A few months later, Old Hep took her as his wife, and soon after was appointed editor-in-chief of the Cultural Centre’s new bi-monthly literary magazine. He had reached the peak of his career. But his luck was not to last, and in less than two years, his wife quickly caught up with him. Two of her novels were published by the most respected national journals, and she was suddenly proclaimed a ‘regional and municipal talent’. She made visits to Beijing and Huangshan for two separate literary festivals. The month she and Old Hep were invited to join the newly established Literary Union, she alone was chosen by the authorities to be the town’s first ‘professional writer’. The government paid her a monthly salary so that she could stay at home all day writing novels. This turn of events didn’t suit Old Hep at all.

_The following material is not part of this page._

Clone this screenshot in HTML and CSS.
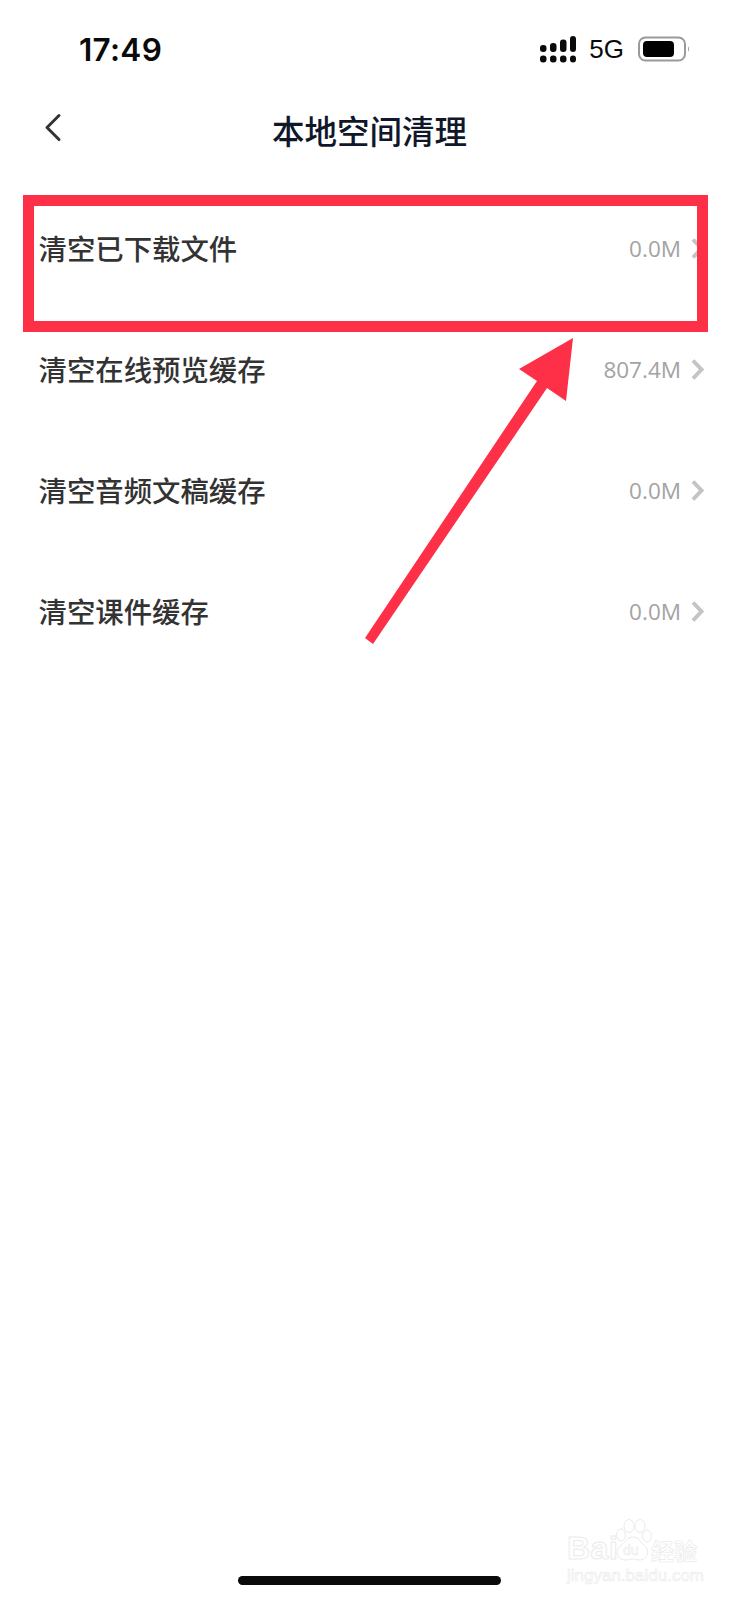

His wife stopped referring to him as ‘China’s Pavel’, and started calling him Old Hep like everyone else. She made contact with other professional writers around the country, and became an authority on the latest cultural developments. She knew the name of the girlfriend of the Beijing writer Tan Fucheng, and was aware that the novelist Li Tiesheng had a paralysed leg. When the Open Door Policy was launched, she proved to be a fearless trailblazer of reform. She was the first woman in town to wear a padded bra, dye her hair and perm it like a foreigner. She read the daringly realist novel Form Teacher by Liu Xinwu, and the literary journal Today that was sent down to her from Beijing. She also took to composing romantic, melancholy verse. By the time Old Hep had finally managed to write the word ‘love’ down on a piece of paper, she was already using phrases like ‘sexually aroused’. She corresponded with various young Beijing poets, sent them affectionate cards, and in return received letters in which they addressed her as ‘my little lamb’, ‘my far-away treasure’, and ‘the angel wafting through my dreams’. She was completely in step with the fast pace of reform.